● **Given request**: Find every line in the records below that holds the word "this", and copy it out.

● **Data extract**:
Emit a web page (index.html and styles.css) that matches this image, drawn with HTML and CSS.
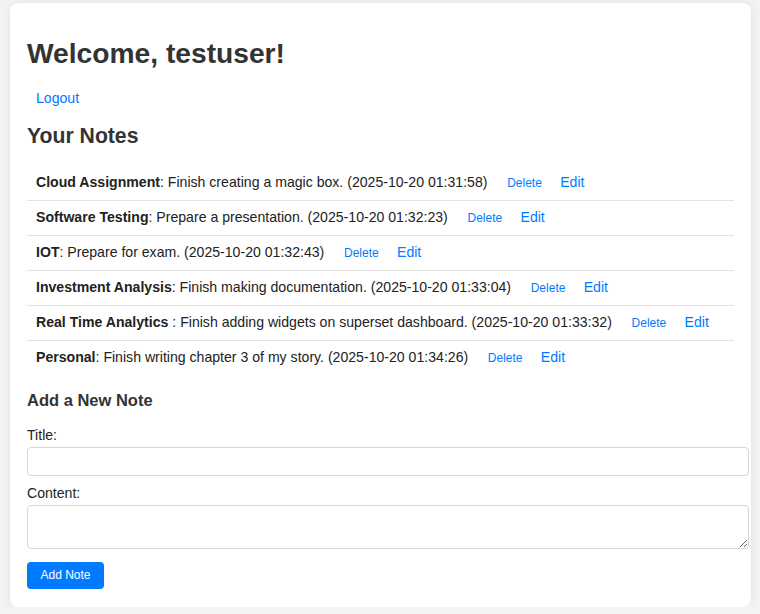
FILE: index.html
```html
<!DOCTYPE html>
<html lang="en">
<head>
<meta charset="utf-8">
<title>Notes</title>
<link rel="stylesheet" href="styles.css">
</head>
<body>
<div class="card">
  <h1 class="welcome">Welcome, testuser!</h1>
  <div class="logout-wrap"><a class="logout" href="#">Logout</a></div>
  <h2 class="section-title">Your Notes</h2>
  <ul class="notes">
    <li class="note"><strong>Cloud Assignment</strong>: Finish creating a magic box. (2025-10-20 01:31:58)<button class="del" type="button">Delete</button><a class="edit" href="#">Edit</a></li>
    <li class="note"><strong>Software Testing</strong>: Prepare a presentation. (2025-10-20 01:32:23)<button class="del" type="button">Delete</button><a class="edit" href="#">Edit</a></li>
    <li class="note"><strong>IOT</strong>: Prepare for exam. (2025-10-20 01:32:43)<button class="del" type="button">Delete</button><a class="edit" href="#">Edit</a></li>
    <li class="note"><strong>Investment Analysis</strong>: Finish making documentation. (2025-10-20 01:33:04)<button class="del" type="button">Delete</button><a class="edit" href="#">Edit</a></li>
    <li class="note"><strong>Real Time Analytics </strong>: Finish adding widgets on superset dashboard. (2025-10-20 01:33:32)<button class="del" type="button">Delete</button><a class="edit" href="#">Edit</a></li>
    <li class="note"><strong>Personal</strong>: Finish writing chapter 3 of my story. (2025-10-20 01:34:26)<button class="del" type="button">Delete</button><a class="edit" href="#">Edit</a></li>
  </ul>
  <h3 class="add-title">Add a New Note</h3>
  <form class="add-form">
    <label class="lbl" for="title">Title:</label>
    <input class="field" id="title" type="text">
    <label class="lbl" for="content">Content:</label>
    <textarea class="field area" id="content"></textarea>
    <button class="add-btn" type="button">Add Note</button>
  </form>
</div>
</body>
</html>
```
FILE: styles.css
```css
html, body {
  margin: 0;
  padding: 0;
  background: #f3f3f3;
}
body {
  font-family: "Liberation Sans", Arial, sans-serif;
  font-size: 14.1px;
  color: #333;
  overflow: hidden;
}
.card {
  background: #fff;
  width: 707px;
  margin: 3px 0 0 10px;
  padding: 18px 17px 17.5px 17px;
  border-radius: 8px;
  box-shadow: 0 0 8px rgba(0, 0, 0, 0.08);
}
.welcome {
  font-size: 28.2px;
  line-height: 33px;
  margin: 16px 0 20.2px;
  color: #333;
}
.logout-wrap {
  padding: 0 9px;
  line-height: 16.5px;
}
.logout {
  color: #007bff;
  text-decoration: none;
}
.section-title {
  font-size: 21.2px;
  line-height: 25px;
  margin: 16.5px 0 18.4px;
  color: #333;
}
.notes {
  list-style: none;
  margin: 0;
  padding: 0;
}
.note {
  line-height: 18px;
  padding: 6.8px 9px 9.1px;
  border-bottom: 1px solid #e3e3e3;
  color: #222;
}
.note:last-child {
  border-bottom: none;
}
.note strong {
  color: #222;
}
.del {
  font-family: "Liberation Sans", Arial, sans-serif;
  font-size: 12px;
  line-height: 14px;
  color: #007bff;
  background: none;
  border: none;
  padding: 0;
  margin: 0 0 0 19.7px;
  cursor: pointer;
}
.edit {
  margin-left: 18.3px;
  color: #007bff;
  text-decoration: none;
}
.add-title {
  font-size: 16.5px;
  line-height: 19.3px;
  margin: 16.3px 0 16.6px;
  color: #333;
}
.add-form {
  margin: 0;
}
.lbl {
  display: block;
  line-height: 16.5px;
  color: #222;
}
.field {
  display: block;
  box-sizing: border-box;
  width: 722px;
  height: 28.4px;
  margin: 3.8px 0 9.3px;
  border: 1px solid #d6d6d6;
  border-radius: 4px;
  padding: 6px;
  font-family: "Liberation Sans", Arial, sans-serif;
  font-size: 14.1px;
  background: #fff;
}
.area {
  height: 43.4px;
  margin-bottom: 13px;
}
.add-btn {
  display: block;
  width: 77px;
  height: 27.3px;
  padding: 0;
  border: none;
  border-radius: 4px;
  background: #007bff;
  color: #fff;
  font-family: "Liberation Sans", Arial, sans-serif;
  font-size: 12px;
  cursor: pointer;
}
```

---

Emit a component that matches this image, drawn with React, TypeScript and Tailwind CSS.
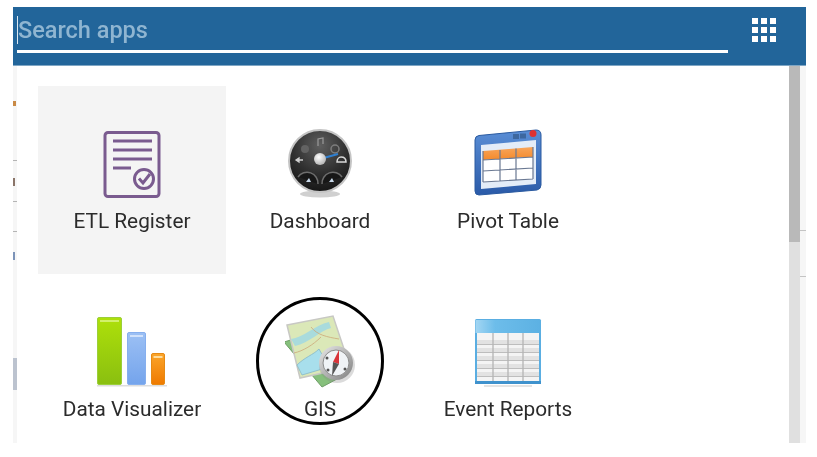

● **Response to the exercise**:
Emit a web page (index.html and styles.css) that matches this image, drawn with HTML and CSS.
Emit a component that matches this image, drawn with React, TypeScript and Tailwind CSS.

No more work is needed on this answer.